How to actually use it
Treat strength as a filter and a piece of context, never as the trigger. A workable approach looks like this. Start with a directional idea that comes from a driver you can name, such as a widening rate differential or a clear shift in risk appetite. Then use strength to sanity-check and refine it: is the currency you want to buy actually near the top of the ranking, and is the one you want to sell actually near the bottom, on a window that matches your horizon? If both are middling, the trade is probably chop waiting to happen.

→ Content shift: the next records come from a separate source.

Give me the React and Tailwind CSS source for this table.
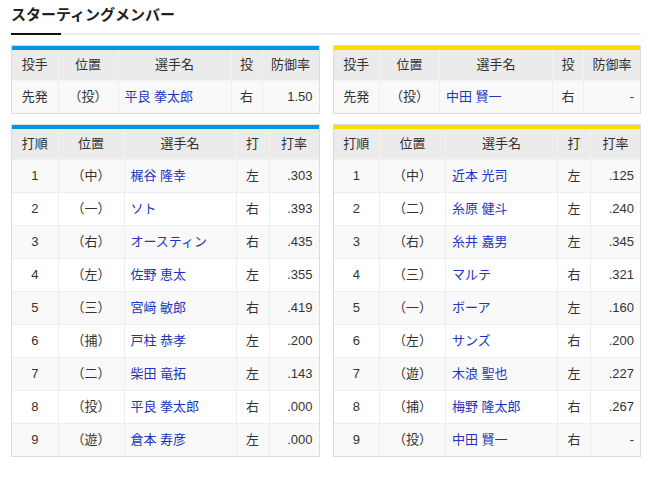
const font = { fontFamily: '"Liberation Sans", "Noto Sans CJK JP", sans-serif' };

const topLeft = { name: "平良 拳太郎", hand: "右", era: "1.50" };
const topRight = { name: "中田 賢一", hand: "右", era: "-" };

const lineupLeft = [
  ["1", "（中）", "梶谷 隆幸", "左", ".303"],
  ["2", "（一）", "ソト", "右", ".393"],
  ["3", "（右）", "オースティン", "右", ".435"],
  ["4", "（左）", "佐野 恵太", "左", ".355"],
  ["5", "（三）", "宮﨑 敏郎", "右", ".419"],
  ["6", "（捕）", "戸柱 恭孝", "左", ".200"],
  ["7", "（二）", "柴田 竜拓", "左", ".143"],
  ["8", "（投）", "平良 拳太郎", "右", ".000"],
  ["9", "（遊）", "倉本 寿彦", "左", ".000"],
];

const lineupRight = [
  ["1", "（中）", "近本 光司", "左", ".125"],
  ["2", "（二）", "糸原 健斗", "左", ".240"],
  ["3", "（右）", "糸井 嘉男", "左", ".345"],
  ["4", "（三）", "マルテ", "右", ".321"],
  ["5", "（一）", "ボーア", "左", ".160"],
  ["6", "（左）", "サンズ", "右", ".200"],
  ["7", "（遊）", "木浪 聖也", "左", ".227"],
  ["8", "（捕）", "梅野 隆太郎", "右", ".267"],
  ["9", "（投）", "中田 賢一", "右", "-"],
];

const Th = ({ children }) => (
  <th className="h-[30px] border border-[#f2f2f2] bg-[#ebebeb] text-center font-normal text-[13px] text-[#333]">
    {children}
  </th>
);

const Td = ({ children, align = "center", link }) => (
  <td
    className={`h-[33px] border border-[#ededed] px-[6px] text-[13px] ${
      align === "left" ? "text-left" : align === "right" ? "text-right" : "text-center"
    } ${link ? "text-[#1e35c0]" : "text-[#333]"}`}
  >
    {children}
  </td>
);

const Frame = ({ color, children }) => (
  <div className="border border-[#dcdcdc]">
    <div className={`h-[4px] ${color}`} />
    {children}
  </div>
);

const PitcherTable = ({ color, p }) => (
  <Frame color={color}>
    <table className="w-full table-fixed border-collapse border-hidden">
      <colgroup>
        <col className="w-[46px]" />
        <col className="w-[60px]" />
        <col className="w-[113px]" />
        <col className="w-[31px]" />
        <col />
      </colgroup>
      <thead>
        <tr>
          <Th>投手</Th>
          <Th>位置</Th>
          <Th>選手名</Th>
          <Th>投</Th>
          <Th>防御率</Th>
        </tr>
      </thead>
      <tbody>
        <tr className="bg-[#f9f9f9]">
          <Td>先発</Td>
          <Td>（投）</Td>
          <Td align="left" link>
            {p.name}
          </Td>
          <Td>{p.hand}</Td>
          <Td align="right">{p.era}</Td>
        </tr>
      </tbody>
    </table>
  </Frame>
);

const LineupTable = ({ color, rows }) => (
  <Frame color={color}>
    <table className="w-full table-fixed border-collapse border-hidden">
      <colgroup>
        <col className="w-[46px]" />
        <col className="w-[66px]" />
        <col className="w-[112px]" />
        <col className="w-[33px]" />
        <col />
      </colgroup>
      <thead>
        <tr>
          <Th>打順</Th>
          <Th>位置</Th>
          <Th>選手名</Th>
          <Th>打</Th>
          <Th>打率</Th>
        </tr>
      </thead>
      <tbody>
        {rows.map((r, i) => (
          <tr key={r[0]} className={i % 2 === 0 ? "bg-[#f9f9f9]" : "bg-white"}>
            <Td>{r[0]}</Td>
            <Td>{r[1]}</Td>
            <Td align="left" link>
              {r[2]}
            </Td>
            <Td>{r[3]}</Td>
            <Td align="right">{r[4]}</Td>
          </tr>
        ))}
      </tbody>
    </table>
  </Frame>
);

export default function App() {
  return (
    <div className="min-h-[480px] bg-white" style={font}>
      <div className="w-[630px] ml-[11px] pt-[5px]">
        <h2 className="text-[15px] leading-[20px] font-bold text-[#222]">
          スターティングメンバー
        </h2>
        <div className="flex mt-[8px]">
          <div className="w-[50px] h-[2px] bg-[#111]" />
          <div className="flex-1 h-[2px] bg-[#eeeeee]" />
        </div>
        <div className="grid grid-cols-2 gap-x-[13px] gap-y-[10px] mt-[10px]">
          <PitcherTable color="bg-[#0096df]" p={topLeft} />
          <PitcherTable color="bg-[#ffdb00]" p={topRight} />
          <LineupTable color="bg-[#0096df]" rows={lineupLeft} />
          <LineupTable color="bg-[#ffdb00]" rows={lineupRight} />
        </div>
      </div>
    </div>
  );
}
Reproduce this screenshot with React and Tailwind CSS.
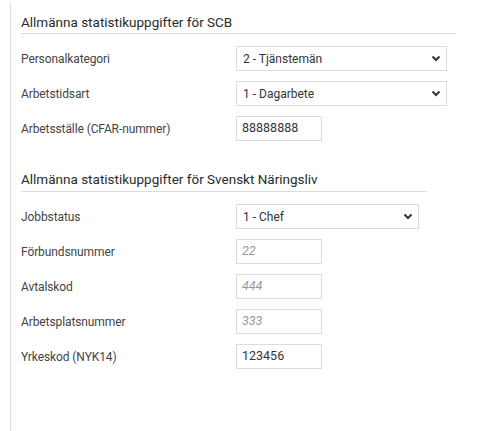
import React from "react";

function Chevron() {
  return (
    <svg width="10" height="7" viewBox="0 0 10 7" className="shrink-0">
      <path d="M1.5 1.5 L5 5 L8.5 1.5" fill="none" stroke="#333" strokeWidth="2" />
    </svg>
  );
}

function SelectBox({ value, width }) {
  return (
    <div
      className={`${width} h-[25px] border border-[#dcdcdc] bg-white flex items-center justify-between pl-[6px] pr-[5px] text-[12px] text-[#333]`}
    >
      <span>{value}</span>
      <Chevron />
    </div>
  );
}

function InputBox({ value, placeholder }) {
  return (
    <div className="w-[86px] h-[25px] border border-[#dcdcdc] bg-white flex items-center px-[5px] text-[12.5px]">
      {value ? (
        <span className="text-[#333]">{value}</span>
      ) : (
        <span className="italic text-[#999]">{placeholder}</span>
      )}
    </div>
  );
}

function Row({ label, children }) {
  return (
    <div className="flex items-center h-[25px]">
      <div className="w-[215px] text-[12px] tracking-[-0.1px] text-[#444]">{label}</div>
      {children}
    </div>
  );
}

export default function App() {
  return (
    <div
      className="w-[500px] h-[431px] bg-white pl-[10px] pt-[2px]"
      style={{ fontFamily: "Roboto, 'Liberation Sans', sans-serif" }}
    >
      <div className="h-full border-l border-[#dedede] pl-[10px] pt-[10px]">
        <div className="w-[435px]">
          <h2 className="text-[13.5px] leading-[20px] text-[#2a2a2a] pb-[1px] border-b border-[#dcdcdc]">
            Allmänna statistikuppgifter för SCB
          </h2>
          <div className="mt-[12px] flex flex-col gap-[10px]">
            <Row label="Personalkategori">
              <SelectBox value="2 - Tjänstemän" width="w-[211px]" />
            </Row>
            <Row label="Arbetstidsart">
              <SelectBox value="1 - Dagarbete" width="w-[211px]" />
            </Row>
            <Row label="Arbetsställe (CFAR-nummer)">
              <InputBox value="88888888" />
            </Row>
          </div>
        </div>

        <div className="w-[406px] mt-[28px]">
          <h2 className="text-[13.5px] leading-[20px] text-[#2a2a2a] pb-[2px] border-b border-[#dcdcdc]">
            Allmänna statistikuppgifter för Svenskt Näringsliv
          </h2>
          <div className="mt-[12px] flex flex-col gap-[10px]">
            <Row label="Jobbstatus">
              <SelectBox value="1 - Chef" width="w-[183px]" />
            </Row>
            <Row label="Förbundsnummer">
              <InputBox placeholder="22" />
            </Row>
            <Row label="Avtalskod">
              <InputBox placeholder="444" />
            </Row>
            <Row label="Arbetsplatsnummer">
              <InputBox placeholder="333" />
            </Row>
            <Row label="Yrkeskod (NYK14)">
              <InputBox value="123456" />
            </Row>
          </div>
        </div>
      </div>
    </div>
  );
}
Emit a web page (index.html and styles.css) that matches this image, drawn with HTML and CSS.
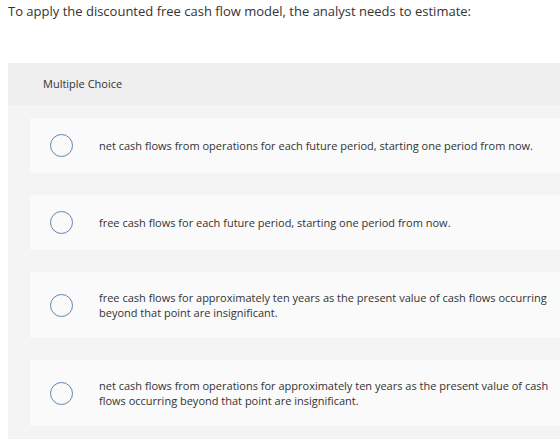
FILE: index.html
```html
<!DOCTYPE html>
<html lang="en">
<head>
  <meta charset="UTF-8">
  <title>Multiple Choice</title>
  <link rel="stylesheet" href="styles.css">
</head>
<body>
  <p class="question">To apply the discounted free cash flow model, the analyst needs to estimate:</p>

  <div class="choices">
    <div class="choices-header">Multiple Choice</div>

    <div class="choice-list">
      <label class="choice">
        <span class="radio"></span>
        <span class="choice-text">net cash flows from operations for each future period, starting one period from now.</span>
      </label>
      <label class="choice">
        <span class="radio"></span>
        <span class="choice-text">free cash flows for each future period, starting one period from now.</span>
      </label>
      <label class="choice">
        <span class="radio"></span>
        <span class="choice-text">free cash flows for approximately ten years as the present value of cash flows occurring beyond that point are insignificant.</span>
      </label>
      <label class="choice">
        <span class="radio"></span>
        <span class="choice-text">net cash flows from operations for approximately ten years as the present value of cash flows occurring beyond that point are insignificant.</span>
      </label>
    </div>
  </div>
</body>
</html>
```

FILE: styles.css
```css
body {
  margin: 0 0 0 8px;
  font-family: 'Open Sans', 'Lato', sans-serif;
  color: #333;
  background: #fff;
  overflow: hidden;
  height: 439px;
}

.question {
  margin: 0;
  padding-top: 2px;
  font-size: 13px;
  line-height: 18px;
}

.choices {
  margin-top: 43px;
  width: 580px;
  background-color: #f4f4f4;
}

.choices-header {
  background-color: #efefef;
  height: 42px;
  line-height: 42px;
  padding-left: 35px;
  font-size: 11px;
}

.choice-list {
  display: flex;
  flex-direction: column;
  gap: 22px;
  padding: 13px 0 20px 22px;
}

.choice {
  display: flex;
  align-items: center;
  gap: 26px;
  padding: 16px 20px;
  background-color: #fafafa;
  font-size: 11px;
  line-height: 15px;
  cursor: pointer;
}

.radio {
  flex: none;
  width: 21px;
  height: 21px;
  border: 1.5px solid #6384ac;
  border-radius: 50%;
}

.choice-text {
  padding: 2px 0;
  max-width: 455px;
}
```
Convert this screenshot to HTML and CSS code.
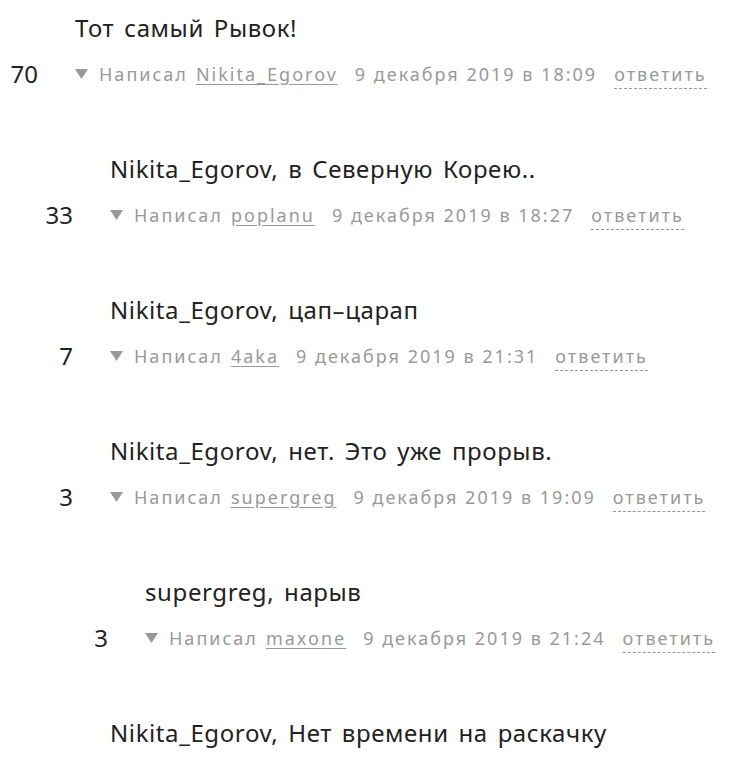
FILE: index.html
```html
<!DOCTYPE html>
<html lang="ru">
<head>
    <meta charset="UTF-8">
    <title>Комментарии</title>
    <link rel="stylesheet" href="styles.css">
</head>
<body>
    <div class="comments">

        <div class="comment">
            <div class="text">Тот самый Рывок!</div>
            <div class="score">70</div>
            <div class="meta">
                <svg class="arrow" width="13" height="10" viewBox="0 0 13 10"><polygon points="0,0 13,0 6.5,10" fill="#999"/></svg>
                <span class="label">Написал</span>
                <a class="author" href="#">Nikita_Egorov</a>
                <span class="date">9 декабря 2019 в 18:09</span>
                <a class="reply" href="#">ответить</a>
            </div>
        </div>

        <div class="comment level1">
            <div class="text">Nikita_Egorov, в Северную Корею..</div>
            <div class="score">33</div>
            <div class="meta">
                <svg class="arrow" width="13" height="10" viewBox="0 0 13 10"><polygon points="0,0 13,0 6.5,10" fill="#999"/></svg>
                <span class="label">Написал</span>
                <a class="author" href="#">poplanu</a>
                <span class="date">9 декабря 2019 в 18:27</span>
                <a class="reply" href="#">ответить</a>
            </div>
        </div>

        <div class="comment level1">
            <div class="text">Nikita_Egorov, цап–царап</div>
            <div class="score">7</div>
            <div class="meta">
                <svg class="arrow" width="13" height="10" viewBox="0 0 13 10"><polygon points="0,0 13,0 6.5,10" fill="#999"/></svg>
                <span class="label">Написал</span>
                <a class="author" href="#">4aka</a>
                <span class="date">9 декабря 2019 в 21:31</span>
                <a class="reply" href="#">ответить</a>
            </div>
        </div>

        <div class="comment level1">
            <div class="text">Nikita_Egorov, нет. Это уже прорыв.</div>
            <div class="score">3</div>
            <div class="meta">
                <svg class="arrow" width="13" height="10" viewBox="0 0 13 10"><polygon points="0,0 13,0 6.5,10" fill="#999"/></svg>
                <span class="label">Написал</span>
                <a class="author" href="#">supergreg</a>
                <span class="date">9 декабря 2019 в 19:09</span>
                <a class="reply" href="#">ответить</a>
            </div>
        </div>

        <div class="comment level2">
            <div class="text">supergreg, нарыв</div>
            <div class="score">3</div>
            <div class="meta">
                <svg class="arrow" width="13" height="10" viewBox="0 0 13 10"><polygon points="0,0 13,0 6.5,10" fill="#999"/></svg>
                <span class="label">Написал</span>
                <a class="author" href="#">maxone</a>
                <span class="date">9 декабря 2019 в 21:24</span>
                <a class="reply" href="#">ответить</a>
            </div>
        </div>

        <div class="comment level1">
            <div class="text">Nikita_Egorov, Нет времени на раскачку</div>
        </div>

    </div>
</body>
</html>
```

FILE: styles.css
```css
body
{
    margin: 0;
    background: #fff;
    font-family: "Noto Sans", "Open Sans", sans-serif;
    overflow: hidden;
}
.comments
{
    padding-top: 12px;
}
.comment
{
    display: grid;
    grid-template-columns: 75px auto;
    grid-template-rows: 32px 32px;
    row-gap: 14px;
    height: 141px;
}
.level1
{
    margin-left: 35px;
}
.level2
{
    margin-left: 70px;
}
.text
{
    grid-column: 2;
    grid-row: 1;
    font-size: 24px;
    line-height: 32px;
    color: #222;
    letter-spacing: 0.6px;
    word-spacing: 3px;
}
.score
{
    grid-column: 1;
    grid-row: 2;
    text-align: right;
    padding-right: 37px;
    font-size: 24px;
    line-height: 32px;
    color: #222;
}
.meta
{
    grid-column: 2;
    grid-row: 2;
    display: flex;
    align-items: baseline;
    font-size: 18px;
    letter-spacing: 2px;
    line-height: 32px;
    color: #999;
    white-space: nowrap;
}
.arrow
{
    align-self: center;
    margin-right: 11px;
}
.label
{
    margin-right: 8px;
}
.author
{
    color: #999;
    text-decoration: underline;
    text-underline-offset: 3px;
    margin-right: 17px;
}
.date
{
    margin-right: 17px;
}
.reply
{
    color: #999;
    text-decoration: none;
    line-height: 24px;
    padding-bottom: 2px;
    border-bottom: 1px dashed #999;
}
```
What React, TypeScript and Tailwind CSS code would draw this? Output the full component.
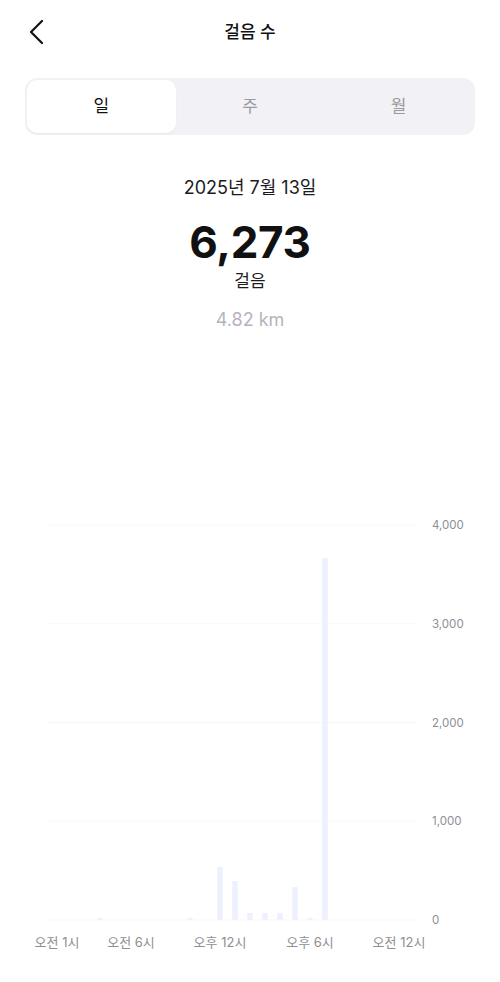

The driver matters more than the meter. Currency strength is downstream of things like interest rate differentials and the broader risk-on and risk-off regime . When strength and those drivers agree, you have alignment worth trading. When they disagree, you have a question to answer before you risk anything, not a signal to fade blindly.
In TradeSave+, currency strength is shown across multiple timeframes next to the fundamentals that drive it, so you can see at a glance whether a currency's ranking is backed by its rate path and risk positioning or running on momentum alone. That combination, the ranking plus the reason for it, is far more useful than a coloured bar on its own.
A short checklist before you trade off strength
Do I know the lookback window, and does it match my holding period?
Is the currency I am buying clearly strong and the one I am selling clearly weak, rather than both mid-pack?
Is there a driver behind the strength, or is it just recent price momentum?
Has the move already run a long way, so that I would be entering late into a stretched currency?
None of this is complicated, but it does require you to stop treating the meter as an oracle. The traders who lose money with strength meters are the ones who buy green and sell red on reflex. The ones who get value out of them use strength to choose better pairs and confirm ideas they already have reasons for. If you keep a record of which trades you took on that basis, you will quickly see the difference in your own results. A trading journal that tags each trade with its rationale makes that pattern obvious within a few dozen trades, which is far faster than learning it the expensive way.